Influence of Plant Evapotranspiration Process on the Summer Cooling of a Solar Bioclimatic Greenhouse Internal Environment

Buildings require a very high energy consumption for their climatization, and they are now called to provide comfortable indoor environments minimizing their environmental footprint in cities. Bioclimatic solar greenhouses are interesting infrastructures attached to buildings that can act as passive solar systems, allowing the reduction of energy needs for indoor acclimatization. The current work aims to investigate the thermal effects on summer cooling determined by the biochemical process of plant evapotranspiration performed by a natural 'green' system, placed inside a bioclimatic solar greenhouse. Four horticultural plant species (celery, lettuce, tomato, and grapevine), exhibiting a high evapotranspiration potential, were cultivated inside a bioclimatic solar greenhouse to test their effective evapotranspiration capacity and the hypothesis that the presence of a set of plants could favor summer cooling of building indoor spaces allowing a cost saving for air conditioning. Plant species, resulting very suitable to practice domestic horticulture in the bioclimatic solar greenhouse located in Mediterranean area, were selected according to their specific crop coefficient during the full vegetative development (Kc, int). Evapotranspirated water was measured for each of the four species and for the whole 'green' system.

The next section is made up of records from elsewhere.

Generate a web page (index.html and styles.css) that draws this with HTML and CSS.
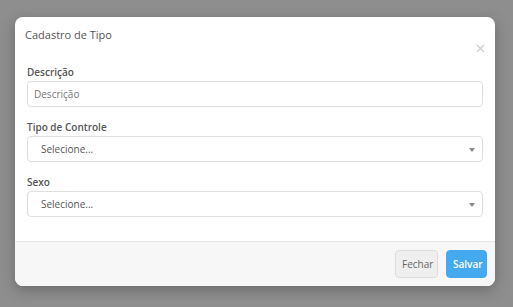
FILE: index.html
```html
<html>
    <head>
        <title>Cadastro de Tipo</title>
        <link rel="stylesheet" href="styles.css">
    </head>
    <body>
        <div class="modal">
            <div class="modal-header">
                <h4 class="modal-title">Cadastro de Tipo</h4>
                <span class="close">
                    <svg width="9" height="9" viewBox="0 0 9 9"><path d="M1 1L8 8M8 1L1 8" stroke="#cfcfcf" stroke-width="1.4"/></svg>
                </span>
            </div>

            <div class="modal-body">
                <div class="field">
                    <label for="descricao">Descrição</label>
                    <div class="control input">Descrição</div>
                </div>

                <div class="field">
                    <label>Tipo de Controle</label>
                    <div class="control select">
                        <span>Selecione...</span>
                        <span class="arrow"></span>
                    </div>
                </div>

                <div class="field">
                    <label>Sexo</label>
                    <div class="control select">
                        <span>Selecione...</span>
                        <span class="arrow"></span>
                    </div>
                </div>
            </div>

            <div class="modal-footer">
                <button class="btn btn-default">Fechar</button>
                <button class="btn btn-primary">Salvar</button>
            </div>
        </div>
    </body>
</html>
```

FILE: styles.css
```css
*{
    box-sizing: border-box;
}

body{
    margin: 0;
    padding: 17px 0 0 15px;
    background-color: #8e8e8e;
    font-family: "Open Sans", "Liberation Sans", sans-serif;
    color: #555;
}

.modal{
    position: relative;
    width: 480px;
    background-color: #fff;
    border-radius: 8px;
    overflow: hidden;
    box-shadow: 0 4px 14px rgba(0, 0, 0, 0.25);
}

.modal-header{
    padding: 11px 10px;
}

.modal-title{
    margin: 0;
    font-size: 11px;
    font-weight: normal;
    line-height: 14px;
    color: #555;
}

.close{
    position: absolute;
    top: 27px;
    right: 10px;
    width: 9px;
    height: 9px;
    line-height: 0;
}

.modal-body{
    padding: 12px 12px 11px 12px;
}

.field{
    margin-bottom: 13px;
}

label{
    display: block;
    font-size: 10px;
    font-weight: 600;
    line-height: 14px;
    margin-bottom: 2px;
    color: #555;
}

.control{
    display: flex;
    align-items: center;
    justify-content: space-between;
    height: 26px;
    border: 1px solid #dedede;
    border-radius: 4px;
    font-size: 10px;
    color: #666;
}

.input{
    padding: 0 6px;
    color: #777;
}

.select{
    padding: 0 7px 0 13px;
    color: #555;
}

.arrow{
    width: 0;
    height: 0;
    border-left: 3px solid transparent;
    border-right: 3px solid transparent;
    border-top: 4px solid #888;
    margin-top: 2px;
}

.modal-footer{
    display: flex;
    justify-content: flex-end;
    gap: 8px;
    padding: 8px 8px 8px 8px;
    background-color: #f7f7f7;
    border-top: 1px solid #e6e6e6;
}

.btn{
    height: 28px;
    padding: 0 6px;
    border-radius: 4px;
    font-family: "Open Sans", "Liberation Sans", sans-serif;
    font-size: 10px;
}

.btn-default{
    width: 43px;
    background-color: #efefef;
    border: 1px solid #dcdcdc;
    color: #666;
}

.btn-primary{
    width: 41px;
    background-color: #45a9ef;
    border: 1px solid #45a9ef;
    color: #fff;
    font-weight: 600;
}
```
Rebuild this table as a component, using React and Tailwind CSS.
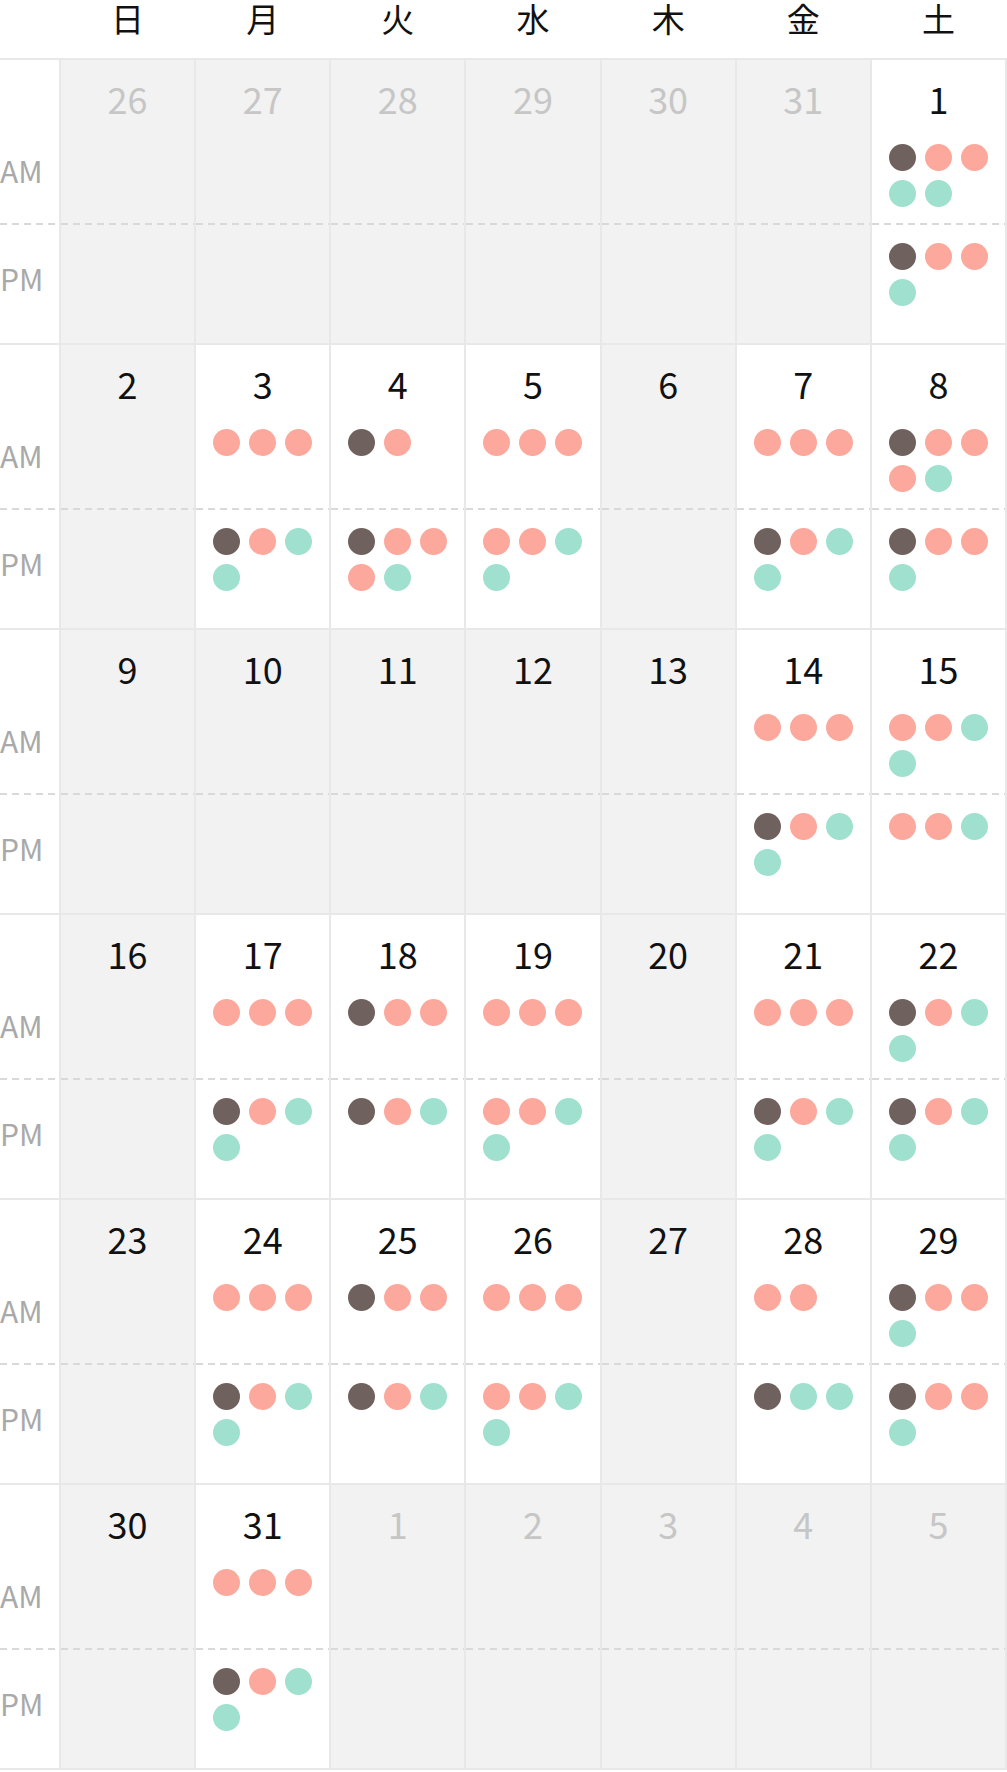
const DAYS = ['日', '月', '火', '水', '木', '金', '土'];

const DOT = {
  d: 'bg-[#6f615d]',
  s: 'bg-[#fca89c]',
  t: 'bg-[#9fe0cf]',
};

// o: other month, am/pm: reservation dots (d=dark, s=salmon, t=teal)
const weeks = [
  [
    { n: 26, o: true }, { n: 27, o: true }, { n: 28, o: true }, { n: 29, o: true },
    { n: 30, o: true }, { n: 31, o: true }, { n: 1, am: 'dsstt', pm: 'dsst' },
  ],
  [
    { n: 2 }, { n: 3, am: 'sss', pm: 'dstt' }, { n: 4, am: 'ds', pm: 'dssst' },
    { n: 5, am: 'sss', pm: 'sstt' }, { n: 6 }, { n: 7, am: 'sss', pm: 'dstt' },
    { n: 8, am: 'dssst', pm: 'dsst' },
  ],
  [
    { n: 9 }, { n: 10 }, { n: 11 }, { n: 12 }, { n: 13 },
    { n: 14, am: 'sss', pm: 'dstt' }, { n: 15, am: 'sstt', pm: 'sst' },
  ],
  [
    { n: 16 }, { n: 17, am: 'sss', pm: 'dstt' }, { n: 18, am: 'dss', pm: 'dst' },
    { n: 19, am: 'sss', pm: 'sstt' }, { n: 20 }, { n: 21, am: 'sss', pm: 'dstt' },
    { n: 22, am: 'dstt', pm: 'dstt' },
  ],
  [
    { n: 23 }, { n: 24, am: 'sss', pm: 'dstt' }, { n: 25, am: 'dss', pm: 'dst' },
    { n: 26, am: 'sss', pm: 'sstt' }, { n: 27 }, { n: 28, am: 'ss', pm: 'dtt' },
    { n: 29, am: 'dsst', pm: 'dsst' },
  ],
  [
    { n: 30 }, { n: 31, am: 'sss', pm: 'dstt' }, { n: 1, o: true }, { n: 2, o: true },
    { n: 3, o: true }, { n: 4, o: true }, { n: 5, o: true },
  ],
];

function Dashed() {
  return <div className="h-[2px] bg-[image:repeating-linear-gradient(90deg,#d9d9d9_0_7px,transparent_7px_12px)]" />;
}

function Dots({ code }) {
  if (!code) return null;
  return (
    <div className="grid grid-cols-[repeat(3,27px)] justify-center gap-[9px]">
      {code.split('').map((c, i) => (
        <span key={i} className={`block h-[27px] w-[27px] rounded-full ${DOT[c]}`} />
      ))}
    </div>
  );
}

function DayCell({ day }) {
  const open = !!(day.am || day.pm);
  return (
    <div className={`flex flex-col ${open ? 'bg-white' : 'bg-[#f2f2f2]'}`}>
      <div className="h-[163px]">
        <p className={`pt-[20px] text-center text-[36px] leading-none ${day.o ? 'text-[#c6c6c6]' : 'text-[#111]'}`}>
          {day.n}
        </p>
        <div className="mt-[28px]">
          <Dots code={day.am} />
        </div>
      </div>
      <Dashed />
      <div className="flex-1 pt-[18px]">
        <Dots code={day.pm} />
      </div>
    </div>
  );
}

export default function App() {
  return (
    <div className="w-[1007px] bg-white font-['Noto_Sans_CJK_JP',sans-serif]">
      <div className="grid h-[60px] w-[1007px] grid-cols-[59px_repeat(7,1fr)] gap-x-[2px] border-b-2 border-[#e8e8e8] pr-[2px]">
        <div />
        {DAYS.map((d) => (
          <div key={d} className="pt-[2px] text-center text-[33px] leading-none text-[#111]">
            {d}
          </div>
        ))}
      </div>

      {weeks.map((week, wi) => (
        <div
          key={wi}
          className="grid h-[285px] w-[1007px] grid-cols-[59px_repeat(7,1fr)] gap-x-[2px] bg-[#e8e8e8] pb-[2px] pr-[2px]"
        >
          <div className="flex flex-col bg-white text-[30px] leading-none text-[#a9a9a9]">
            <div className="h-[163px] pt-[95px]">AM</div>
            <Dashed />
            <div className="flex-1 pt-[38px]">PM</div>
          </div>
          {week.map((day, di) => (
            <DayCell key={di} day={day} />
          ))}
        </div>
      ))}
    </div>
  );
}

Grapevine resulted the most efficient, reaching a maximum of evapotranspirated water almost equal to 1 kg (per individual plant grown in a 12 L pot), in a hot summer day of year 2020. Moreover, in summer 2021, a LED system was implemented inside the greenhouse, to increase the internal level of shadowing, to allow natural ventilation and, at the same time, to guarantee the radiation necessary for photosynthesis and evapotranspiration processes to plants. Under these conditions, the 'green' system integrated in the bioclimatic solar greenhouse allowed a light reduction of the internal air temperature, making this environment more livable during the hot season, while being positively exploited for domestic agriculture.